How to find and access JavaScript-generated links while crawling

Diffbot Extract and Custom APIs automatically execute Javascript, but Crawl does not execute Javascript by default while spidering a site for links. Doing so is slow and usually redundant, as most sites’ links are typically available in the raw HTML source.

Some sites deliver the majority of their content via JavaScript. If you need to access Javascript-rendered pages to discover a site’s links, you can do so via the following:

  1. Add &links to the Querystring parameter in your Crawl job, or the your apiUrl parameter if creating the job via API (yes, we're adding a parameter to a parameter), when creating a Crawl

    Adding the argument &links enables Javascript to run when the crawler is looking for links on a page, so that the links will have time to load via Javascript before the crawler tries to extract them. Note that any page Crawled (downloaded to search for links) with &links is also Processed (by a Javascript-enabled browser), incurring a credit. A Seed URL is always Processed when &links is applied

  2. Make sure that any URLs requiring JS are not excluded from your Processing Pattern(s) or Processing Regular Expression.

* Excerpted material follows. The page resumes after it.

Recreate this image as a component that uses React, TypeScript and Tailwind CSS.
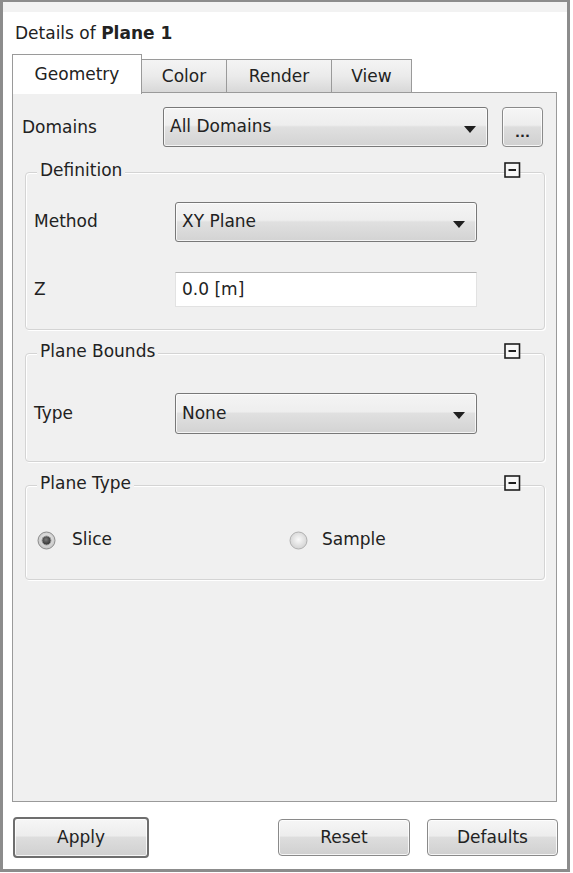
const Arrow = () => (
  <svg width="12" height="7" viewBox="0 0 12 7" className="mt-[4px]">
    <path d="M0 0H12L6 7Z" fill="#1f1f1f" />
  </svg>
);

const MinusBox = () => (
  <svg width="17" height="16" viewBox="0 0 17 16">
    <rect x="1" y="1" width="14.5" height="14" fill="#f7f7f7" stroke="#1e1e1e" strokeWidth="1.6" />
    <path d="M4.5 8H12" stroke="#1e1e1e" strokeWidth="2" />
  </svg>
);

const Radio = ({ checked }: { checked?: boolean }) => (
  <svg width="19" height="19" viewBox="0 0 19 19">
    <defs>
      <radialGradient id={checked ? "rg-on" : "rg-off"} cx="50%" cy="45%" r="60%">
        <stop offset="0%" stopColor="#fafafa" />
        <stop offset="100%" stopColor={checked ? "#bdbdbd" : "#cfcfcf"} />
      </radialGradient>
      <radialGradient id="dot" cx="45%" cy="40%" r="60%">
        <stop offset="0%" stopColor="#7a7a7a" />
        <stop offset="100%" stopColor="#2f2f2f" />
      </radialGradient>
    </defs>
    <circle
      cx="9.5"
      cy="9.5"
      r="8.5"
      fill={`url(#${checked ? "rg-on" : "rg-off"})`}
      stroke={checked ? "#8c8c8c" : "#b0b0b0"}
    />
    {checked && <circle cx="9.5" cy="9.5" r="4.5" fill="url(#dot)" stroke="#9a9a9a" />}
  </svg>
);

function Dropdown({ value, className }: { value: string; className: string }) {
  return (
    <div
      className={`flex items-center justify-between rounded-[3px] border border-[#787878] bg-[linear-gradient(to_bottom,#f4f4f4_0%,#eeeeee_45%,#e0e0e0_50%,#d3d3d3_100%)] pl-[6px] pr-[11px] shadow-[inset_0_0_0_1px_rgba(255,255,255,0.75)] ${className}`}
    >
      <span>{value}</span>
      <Arrow />
    </div>
  );
}

function Group({
  title,
  className,
  children,
}: {
  title: string;
  className: string;
  children: React.ReactNode;
}) {
  return (
    <div className="ml-[12px] w-[520px]">
      <div className="relative z-10 flex h-[20px] items-center justify-between pl-[12px] pr-[24px]">
        <span className="bg-[#f0f0f0] px-[3px] leading-[20px]">{title}</span>
        <MinusBox />
      </div>
      <div
        className={`-mt-[8px] rounded-[4px] border border-[#d4d4d4] shadow-[1px_1px_0_#ffffff,inset_1px_1px_0_#ffffff] ${className}`}
      >
        {children}
      </div>
    </div>
  );
}

const Row = ({ label, children, className }: { label: string; children: React.ReactNode; className?: string }) => (
  <div className={`flex items-center ${className ?? ""}`}>
    <span className="w-[141px]">{label}</span>
    {children}
  </div>
);

const tabs = [
  { name: "Color", w: "w-[85px]" },
  { name: "Render", w: "w-[105px]" },
  { name: "View", w: "w-[80px]" },
];

const btn =
  "flex items-center justify-center rounded-[4px] bg-[linear-gradient(to_bottom,#f6f6f6_0%,#ededed_45%,#dddddd_50%,#d0d0d0_100%)] shadow-[inset_0_0_0_1px_rgba(255,255,255,0.8)]";

export default function App() {
  return (
    <div className="h-[873px] w-[573px] bg-white font-['DejaVu_Sans',sans-serif] text-[17px] text-[#222222]">
      <div className="flex h-[872px] w-[570px] flex-col border-[3px] border-t-2 border-[#8c8c8c] bg-white">
        <div className="h-[10px] bg-[#f2f2f2]" />

        {/* title */}
        <div className="flex h-[42px] items-center pl-[12px] pt-[2px]">
          Details of&nbsp;<b>Plane 1</b>
        </div>

        {/* tabs */}
        <div className="ml-[9px] flex items-end">
          <div className="relative z-10 -mb-[2px] flex h-[40px] w-[130px] items-center justify-center border border-b-0 border-[#9a9a9a] bg-white pt-[1px]">
            Geometry
          </div>
          {tabs.map((t) => (
            <div
              key={t.name}
              className={`flex h-[33px] items-center justify-center border border-b-0 border-l-0 border-[#9a9a9a] bg-[linear-gradient(to_bottom,#f4f4f4_0%,#ebebeb_50%,#d8d8d8_100%)] pt-[2px] ${t.w}`}
            >
              {t.name}
            </div>
          ))}
        </div>

        {/* panel */}
        <div className="ml-[9px] flex h-[710px] w-[545px] flex-col border border-[#9a9a9a] bg-[#f0f0f0]">
          <div className="mt-[14px] flex items-center pl-[9px]">
            <span className="w-[141px] pt-[2px]">Domains</span>
            <Dropdown value="All Domains" className="h-[40px] w-[325px]" />
            <div className={`${btn} ml-[14px] h-[40px] w-[41px] border border-[#8a8a8a] pt-[10px] text-[13px] font-bold leading-none`}>
              ...
            </div>
          </div>

          <div className="mt-[13px]">
            <Group title="Definition" className="px-[8px] pb-[22px] pt-[29px]">
              <Row label="Method">
                <Dropdown value="XY Plane" className="h-[40px] w-[302px]" />
              </Row>
              <Row label="Z" className="mt-[30px]">
                <div className="flex h-[35px] w-[302px] items-center border border-[#e2e2e2] border-t-[#b5b5b5] bg-white pl-[6px]">
                  0.0 [m]
                </div>
              </Row>
            </Group>
          </div>

          <div className="mt-[11px]">
            <Group title="Plane Bounds" className="px-[8px] pb-[27px] pt-[39px]">
              <Row label="Type">
                <Dropdown value="None" className="h-[41px] w-[302px]" />
              </Row>
            </Group>
          </div>

          <div className="mt-[11px]">
            <Group title="Plane Type" className="pb-[27px] pl-[11px] pt-[42px]">
              <div className="flex h-[24px] items-center">
                <label className="flex w-[252px] items-center gap-[16px]">
                  <Radio checked />
                  Slice
                </label>
                <label className="flex items-center gap-[14px]">
                  <Radio />
                  Sample
                </label>
              </div>
            </Group>
          </div>
        </div>

        {/* buttons */}
        <div className="mt-[15px] flex h-[41px] items-center justify-between pl-[10px] pr-[9px]">
          <div className={`${btn} h-[41px] w-[136px] border-2 border-[#6e6e6e]`}>Apply</div>
          <div className="flex gap-[17px]">
            <div className={`${btn} h-[37px] w-[132px] border border-[#8a8a8a]`}>Reset</div>
            <div className={`${btn} h-[37px] w-[131px] border border-[#8a8a8a]`}>Defaults</div>
          </div>
        </div>
      </div>
    </div>
  );
}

    In order to find Ajax-generated links, your seed URL(s) (and, commonly, other “listing” pages) will need to be processed. Your Seed URLs are Processed automatically when &links is used, but if you are using Processing Patterns you will need to make sure that they allow for any other pages you wish to extract links from (assuming they also require JS to generate those links) to also be Processed.

A note on deduplication

When using &links in a crawl, Crawl's default duplicate page detection will be disabled. This is because Ajax-powered sites can have identical HTML source code for multiple pages, even though the actual on-page content (when JavaScript is fully executed) is quite different.

Additional note for recurring crawls: Do not “Only Process New Pages”

If “Only Process New Pages” is set to “on,” only brand new URLs will be processed in subsequent crawl rounds, except for Seed URLs when &links is present. However, if you expect to extract Javascript/AJAX-enabled links each round from pages besides the Seed URL, this setting must be disabled to allow those pages to be re-processed in each round.